By: Isabella Urbani, Sports Editor
I didn’t fall in love with hockey until I was 13. It was a couple months after the 2016 National Hockey League (NHL) draft, and the Toronto Maple Leafs number one pick, Auston Matthews, was all over my Instagram feed. Video after video showed clips from his first NHL game: his first, second, third, and fourth goal of the night. In just his first professional game, Matthews had accomplished a feat no other player had: most goals in an NHL debut. Overnight, the 19-year-old had become a sensation. And while four goals was enough to make me do my own research about the future Rocket Richard Trophy winner (for most goals in an NHL season), it wasn’t enough to convince me to tune into the team’s next game. No, it was the fact that the Maple Leafs had lost that game 5–4 in overtime, even with Matthews’ four-goal performance. How bad did the Toronto Maple Leafs have to be? I found out next game: pretty bad.
You never quite knew what version of the Maple Leafs was going to skate out on the ice. Would they play a solid 40 minutes, carve themselves a sizable lead, and then hand it over to their opponents in the third period? Or would they have the worst start imaginable, play catch-up for the remainder of the game, and barely squeak out a win? The team had no semblance of order whatsoever, and that was the best part. It was like going on a roller coaster. Except the roller coaster you thought you were going on is actually the one over there, and oh my gosh, you’re suspended upside-down in the air, and there’s no seatbelt???
I didn’t fall in love with hockey over dazzling plays. I fell in love with the theatrics of the game and its storytelling. As a fan, you’re witnessing players write a story in front of you, and it’s different every time. Each game starts out the same: three 20-minute periods. But they rarely ever unfold in the same way. This is exactly why an underdog team can beat a playoff contender, and subsequently lose their next game to the worst team in the league. That’s what the writer in me loves the most: the storylines, the arcs, and the heroics. Will a goalie stand on their head and pull out a win for a team who had no business doing so? Or will a fourth-line, low-minute player, be the one to find the back of the net when their team needs it the most?

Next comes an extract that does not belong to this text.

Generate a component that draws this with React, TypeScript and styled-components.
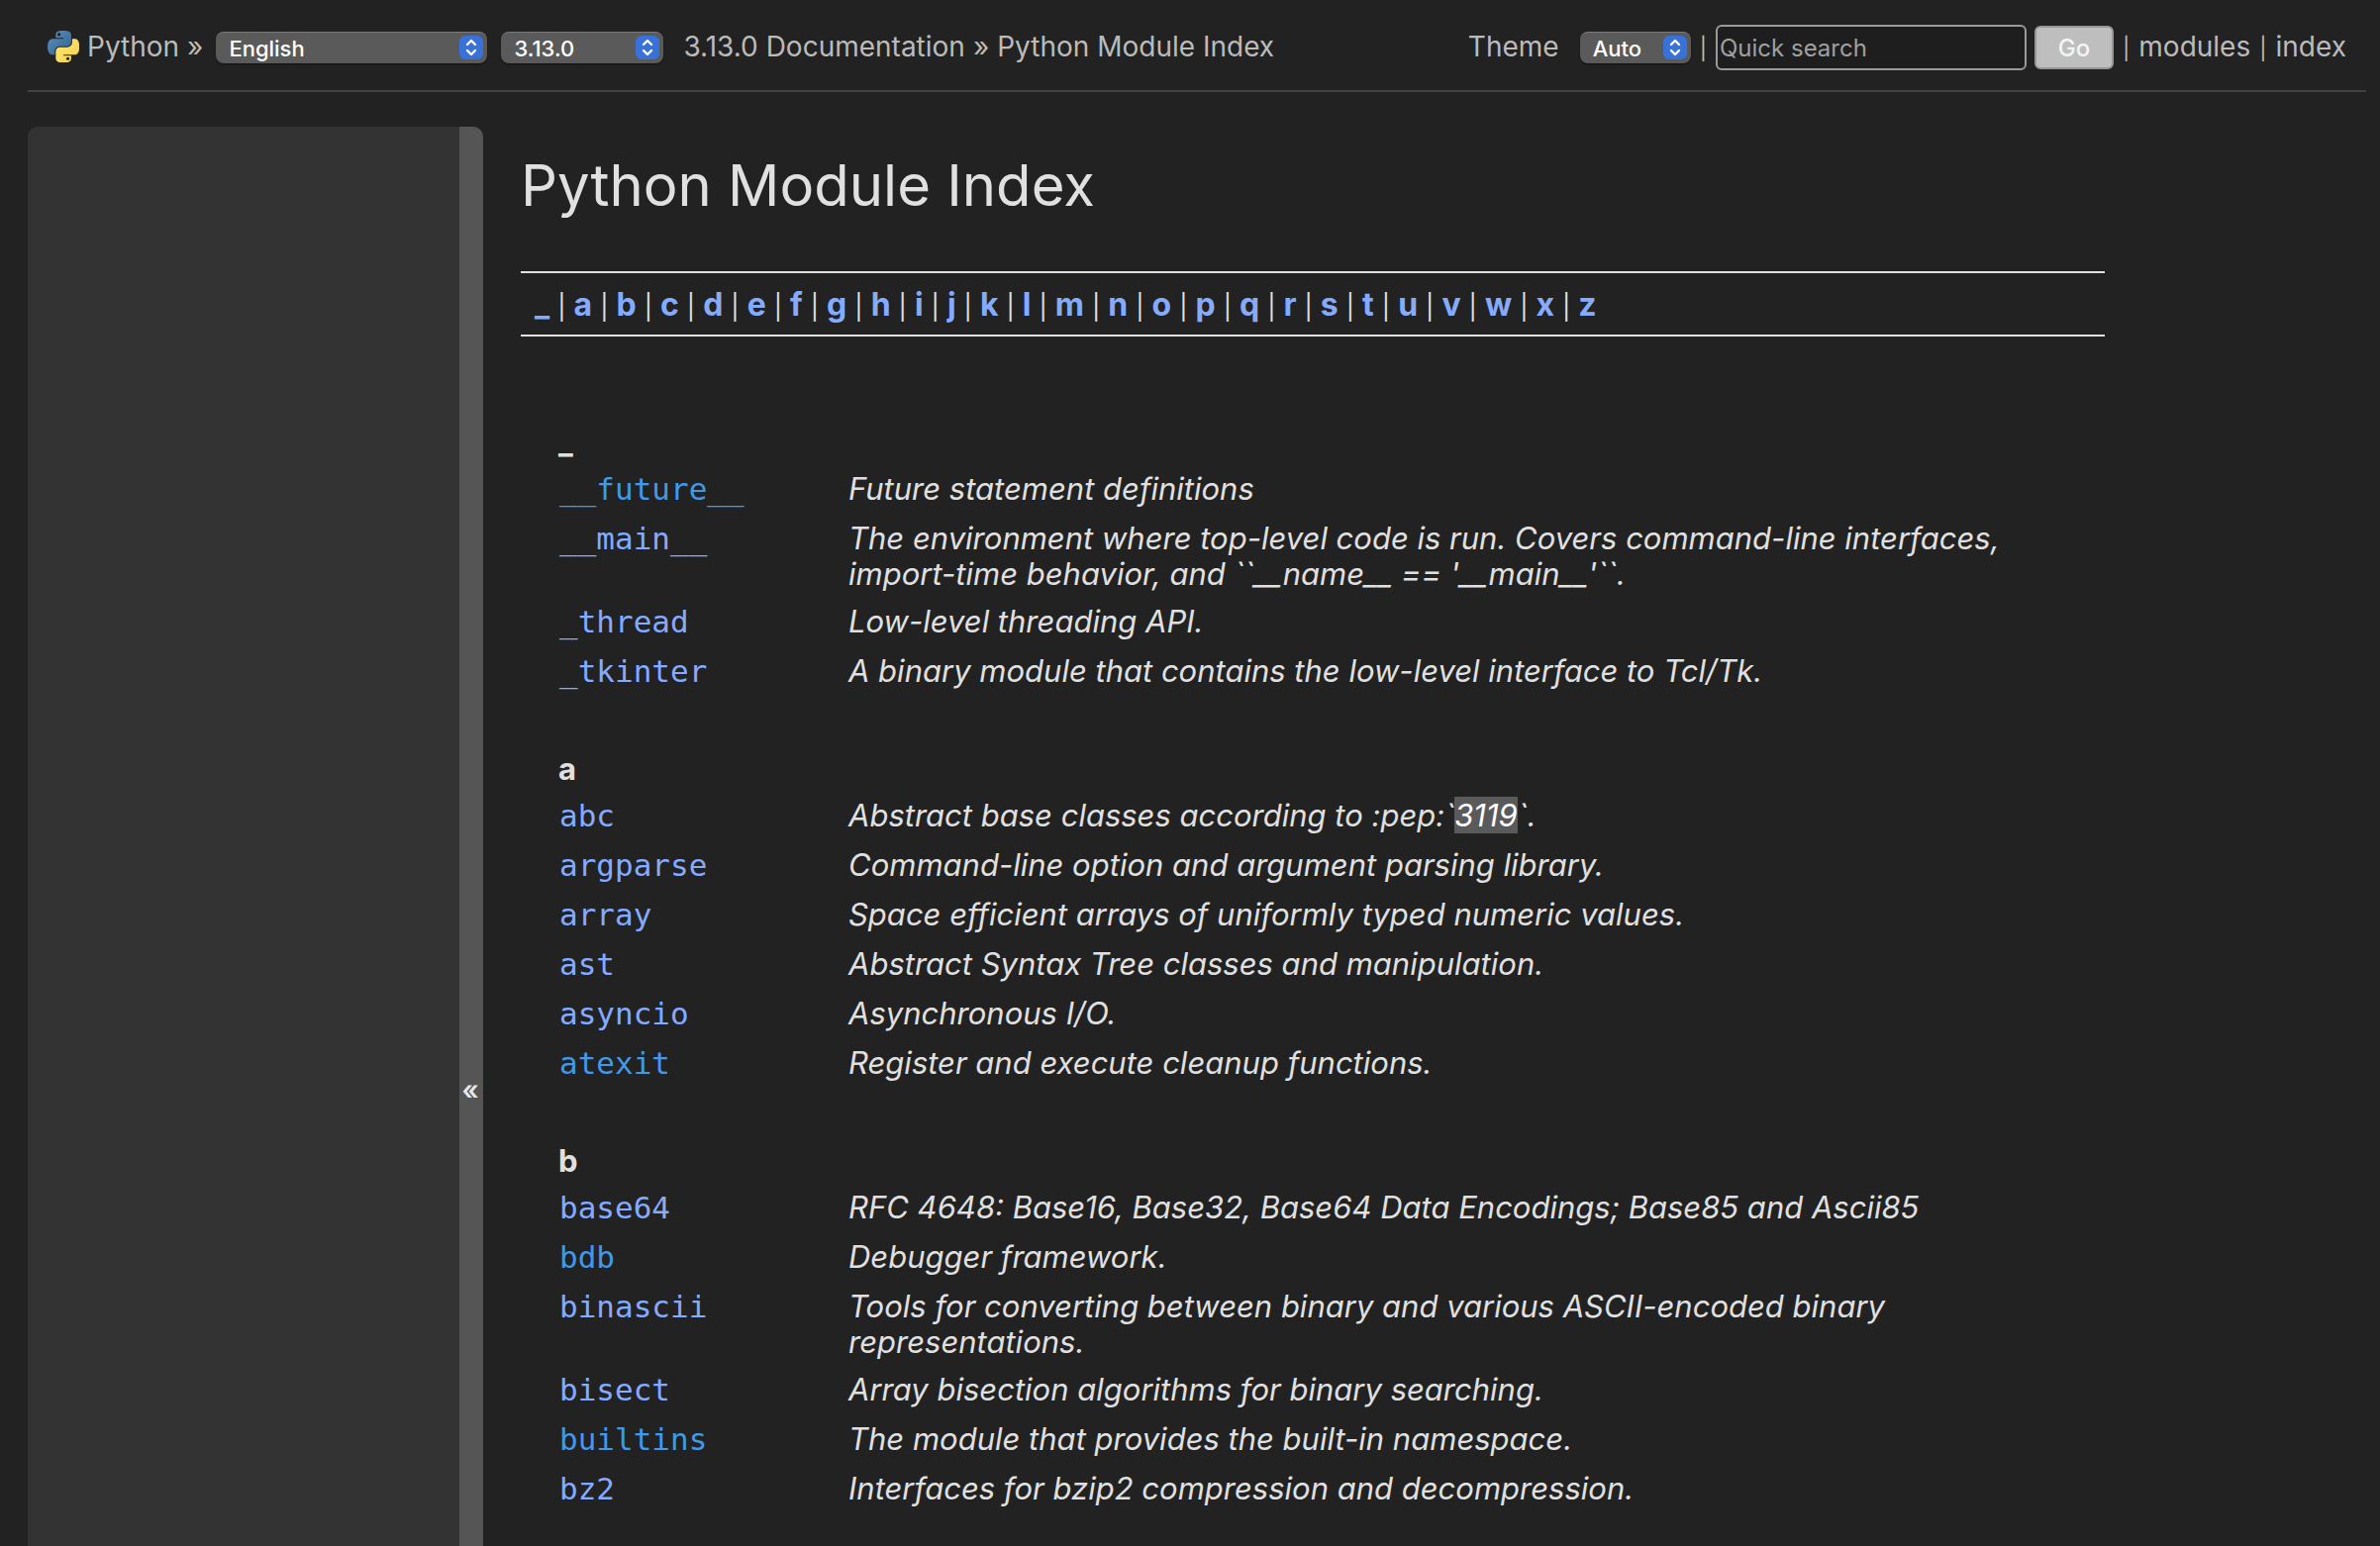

You don’t have to understand hockey to tune into a game. You don’t have to root for a team, or care who wins. I grew up in a family full of hockey goalies, but I didn’t bother to watch games on my own until I saw the pandemonium that was, and still is, the Toronto Maple Leafs. I promise you, without any of these stakes, you’ll be just as fascinated. You’ll find yourself feeling emotionally invested. You won’t be able to shake the feeling of watching a goal go in. No matter where you’re watching the game, regardless of the fact that you can’t see the millions of people doing so alongside you, you’ll all collectively hold your breath. The puck will inch its way into the net in slow motion, and before you know it, you’ll all be standing up and screaming.
That’s the beauty of sports. I’ve never felt more exhilarated and more anxious in my entire life, and I’m already an anxious person! But there’s just something so magical about hockey that keeps pulling me in. It’s the same reason I watch it every day, why I turned it into my career, and why I can watch any game, at any level, and still enjoy it just as much as the next. For me, hockey is far more than a hobby. I’ve devoted my life to the game at this point, and I’ve still never felt tired of watching a hockey game, not even for a second. I know that while the game will continue to stay the same, there’s a whole generation of players I haven’t heard about yet, waiting to make their impact, with stories demanding to be witnessed.